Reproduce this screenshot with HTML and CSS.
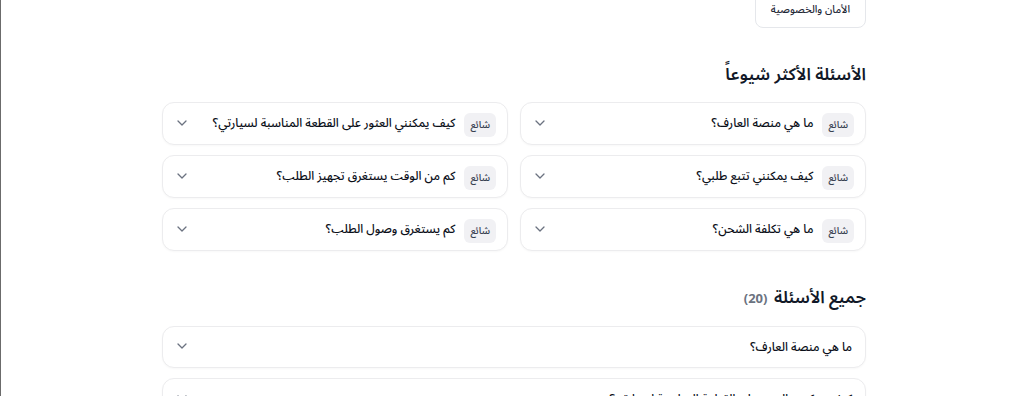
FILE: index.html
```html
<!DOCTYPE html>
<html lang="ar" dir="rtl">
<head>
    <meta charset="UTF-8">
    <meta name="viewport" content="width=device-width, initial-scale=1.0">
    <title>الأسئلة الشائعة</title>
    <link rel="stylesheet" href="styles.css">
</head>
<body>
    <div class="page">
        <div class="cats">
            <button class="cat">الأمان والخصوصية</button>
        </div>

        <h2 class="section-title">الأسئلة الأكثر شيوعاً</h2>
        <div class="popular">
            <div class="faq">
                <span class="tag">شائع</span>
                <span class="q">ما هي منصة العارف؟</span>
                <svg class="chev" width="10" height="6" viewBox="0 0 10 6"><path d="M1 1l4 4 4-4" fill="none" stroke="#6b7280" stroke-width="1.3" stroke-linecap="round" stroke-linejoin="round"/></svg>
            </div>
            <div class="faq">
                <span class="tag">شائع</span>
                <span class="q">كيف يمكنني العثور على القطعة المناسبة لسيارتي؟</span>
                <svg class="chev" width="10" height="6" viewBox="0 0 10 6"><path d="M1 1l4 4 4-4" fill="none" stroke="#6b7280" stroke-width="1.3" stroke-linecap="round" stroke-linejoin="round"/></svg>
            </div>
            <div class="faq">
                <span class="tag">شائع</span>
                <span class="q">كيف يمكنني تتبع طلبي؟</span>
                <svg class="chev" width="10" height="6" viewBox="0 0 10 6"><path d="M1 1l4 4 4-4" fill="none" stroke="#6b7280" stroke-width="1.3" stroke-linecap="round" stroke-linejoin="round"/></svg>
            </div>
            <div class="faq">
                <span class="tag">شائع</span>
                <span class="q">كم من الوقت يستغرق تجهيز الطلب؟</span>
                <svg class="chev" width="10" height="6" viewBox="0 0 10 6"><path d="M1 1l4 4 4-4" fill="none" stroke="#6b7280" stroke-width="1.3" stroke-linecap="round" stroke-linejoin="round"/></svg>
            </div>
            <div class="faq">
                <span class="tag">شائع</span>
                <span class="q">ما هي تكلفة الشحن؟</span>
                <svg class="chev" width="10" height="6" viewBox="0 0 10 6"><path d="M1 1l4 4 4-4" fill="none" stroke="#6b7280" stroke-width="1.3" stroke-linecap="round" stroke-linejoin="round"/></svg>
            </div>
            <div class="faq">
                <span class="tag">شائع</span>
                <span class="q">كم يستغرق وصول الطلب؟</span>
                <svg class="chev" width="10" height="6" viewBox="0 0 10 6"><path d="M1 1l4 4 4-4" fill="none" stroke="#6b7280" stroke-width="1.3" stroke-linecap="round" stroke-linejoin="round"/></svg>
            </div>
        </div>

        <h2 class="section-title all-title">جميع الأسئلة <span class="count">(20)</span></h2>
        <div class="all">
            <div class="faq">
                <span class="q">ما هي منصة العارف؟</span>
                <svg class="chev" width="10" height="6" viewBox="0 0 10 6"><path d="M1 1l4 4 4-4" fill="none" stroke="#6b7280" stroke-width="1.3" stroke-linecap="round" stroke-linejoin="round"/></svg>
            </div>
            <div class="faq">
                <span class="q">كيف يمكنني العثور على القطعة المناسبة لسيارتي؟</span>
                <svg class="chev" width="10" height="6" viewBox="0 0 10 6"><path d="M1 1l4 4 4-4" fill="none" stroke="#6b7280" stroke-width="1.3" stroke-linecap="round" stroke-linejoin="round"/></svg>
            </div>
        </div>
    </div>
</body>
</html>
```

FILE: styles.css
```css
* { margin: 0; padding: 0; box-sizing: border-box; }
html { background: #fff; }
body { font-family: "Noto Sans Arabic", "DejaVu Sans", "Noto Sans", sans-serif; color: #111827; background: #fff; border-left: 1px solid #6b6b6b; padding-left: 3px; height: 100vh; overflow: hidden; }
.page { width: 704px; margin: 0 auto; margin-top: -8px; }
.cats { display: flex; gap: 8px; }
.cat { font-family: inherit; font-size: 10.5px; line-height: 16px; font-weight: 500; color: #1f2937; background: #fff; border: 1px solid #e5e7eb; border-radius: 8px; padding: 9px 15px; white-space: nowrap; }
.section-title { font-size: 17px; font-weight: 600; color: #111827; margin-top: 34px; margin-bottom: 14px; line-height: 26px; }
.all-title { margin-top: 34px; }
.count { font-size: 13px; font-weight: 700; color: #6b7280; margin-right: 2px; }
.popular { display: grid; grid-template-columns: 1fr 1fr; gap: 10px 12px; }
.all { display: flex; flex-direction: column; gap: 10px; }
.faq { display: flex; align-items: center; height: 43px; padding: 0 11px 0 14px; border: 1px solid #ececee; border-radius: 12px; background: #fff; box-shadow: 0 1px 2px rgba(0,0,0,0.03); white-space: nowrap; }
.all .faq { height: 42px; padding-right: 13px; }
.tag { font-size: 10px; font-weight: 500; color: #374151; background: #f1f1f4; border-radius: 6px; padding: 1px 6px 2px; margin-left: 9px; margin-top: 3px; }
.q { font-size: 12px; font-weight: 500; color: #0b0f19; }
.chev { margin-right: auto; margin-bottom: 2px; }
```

* [EXERCISE DIRECTIONS]: Quote in full the listing given above; the images are to be left out.

* [SOLUTION FOR THIS PROBLEM]:
Reproduce this screenshot with HTML and CSS.
FILE: index.html
```html
<!DOCTYPE html>
<html lang="ar" dir="rtl">
<head>
    <meta charset="UTF-8">
    <meta name="viewport" content="width=device-width, initial-scale=1.0">
    <title>الأسئلة الشائعة</title>
    <link rel="stylesheet" href="styles.css">
</head>
<body>
    <div class="page">
        <div class="cats">
            <button class="cat">الأمان والخصوصية</button>
        </div>

        <h2 class="section-title">الأسئلة الأكثر شيوعاً</h2>
        <div class="popular">
            <div class="faq">
                <span class="tag">شائع</span>
                <span class="q">ما هي منصة العارف؟</span>
                <svg class="chev" width="10" height="6" viewBox="0 0 10 6"><path d="M1 1l4 4 4-4" fill="none" stroke="#6b7280" stroke-width="1.3" stroke-linecap="round" stroke-linejoin="round"/></svg>
            </div>
            <div class="faq">
                <span class="tag">شائع</span>
                <span class="q">كيف يمكنني العثور على القطعة المناسبة لسيارتي؟</span>
                <svg class="chev" width="10" height="6" viewBox="0 0 10 6"><path d="M1 1l4 4 4-4" fill="none" stroke="#6b7280" stroke-width="1.3" stroke-linecap="round" stroke-linejoin="round"/></svg>
            </div>
            <div class="faq">
                <span class="tag">شائع</span>
                <span class="q">كيف يمكنني تتبع طلبي؟</span>
                <svg class="chev" width="10" height="6" viewBox="0 0 10 6"><path d="M1 1l4 4 4-4" fill="none" stroke="#6b7280" stroke-width="1.3" stroke-linecap="round" stroke-linejoin="round"/></svg>
            </div>
            <div class="faq">
                <span class="tag">شائع</span>
                <span class="q">كم من الوقت يستغرق تجهيز الطلب؟</span>
                <svg class="chev" width="10" height="6" viewBox="0 0 10 6"><path d="M1 1l4 4 4-4" fill="none" stroke="#6b7280" stroke-width="1.3" stroke-linecap="round" stroke-linejoin="round"/></svg>
            </div>
            <div class="faq">
                <span class="tag">شائع</span>
                <span class="q">ما هي تكلفة الشحن؟</span>
                <svg class="chev" width="10" height="6" viewBox="0 0 10 6"><path d="M1 1l4 4 4-4" fill="none" stroke="#6b7280" stroke-width="1.3" stroke-linecap="round" stroke-linejoin="round"/></svg>
            </div>
            <div class="faq">
                <span class="tag">شائع</span>
                <span class="q">كم يستغرق وصول الطلب؟</span>
                <svg class="chev" width="10" height="6" viewBox="0 0 10 6"><path d="M1 1l4 4 4-4" fill="none" stroke="#6b7280" stroke-width="1.3" stroke-linecap="round" stroke-linejoin="round"/></svg>
            </div>
        </div>

        <h2 class="section-title all-title">جميع الأسئلة <span class="count">(20)</span></h2>
        <div class="all">
            <div class="faq">
                <span class="q">ما هي منصة العارف؟</span>
                <svg class="chev" width="10" height="6" viewBox="0 0 10 6"><path d="M1 1l4 4 4-4" fill="none" stroke="#6b7280" stroke-width="1.3" stroke-linecap="round" stroke-linejoin="round"/></svg>
            </div>
            <div class="faq">
                <span class="q">كيف يمكنني العثور على القطعة المناسبة لسيارتي؟</span>
                <svg class="chev" width="10" height="6" viewBox="0 0 10 6"><path d="M1 1l4 4 4-4" fill="none" stroke="#6b7280" stroke-width="1.3" stroke-linecap="round" stroke-linejoin="round"/></svg>
            </div>
        </div>
    </div>
</body>
</html>
```

FILE: styles.css
```css
* { margin: 0; padding: 0; box-sizing: border-box; }
html { background: #fff; }
body { font-family: "Noto Sans Arabic", "DejaVu Sans", "Noto Sans", sans-serif; color: #111827; background: #fff; border-left: 1px solid #6b6b6b; padding-left: 3px; height: 100vh; overflow: hidden; }
.page { width: 704px; margin: 0 auto; margin-top: -8px; }
.cats { display: flex; gap: 8px; }
.cat { font-family: inherit; font-size: 10.5px; line-height: 16px; font-weight: 500; color: #1f2937; background: #fff; border: 1px solid #e5e7eb; border-radius: 8px; padding: 9px 15px; white-space: nowrap; }
.section-title { font-size: 17px; font-weight: 600; color: #111827; margin-top: 34px; margin-bottom: 14px; line-height: 26px; }
.all-title { margin-top: 34px; }
.count { font-size: 13px; font-weight: 700; color: #6b7280; margin-right: 2px; }
.popular { display: grid; grid-template-columns: 1fr 1fr; gap: 10px 12px; }
.all { display: flex; flex-direction: column; gap: 10px; }
.faq { display: flex; align-items: center; height: 43px; padding: 0 11px 0 14px; border: 1px solid #ececee; border-radius: 12px; background: #fff; box-shadow: 0 1px 2px rgba(0,0,0,0.03); white-space: nowrap; }
.all .faq { height: 42px; padding-right: 13px; }
.tag { font-size: 10px; font-weight: 500; color: #374151; background: #f1f1f4; border-radius: 6px; padding: 1px 6px 2px; margin-left: 9px; margin-top: 3px; }
.q { font-size: 12px; font-weight: 500; color: #0b0f19; }
.chev { margin-right: auto; margin-bottom: 2px; }
```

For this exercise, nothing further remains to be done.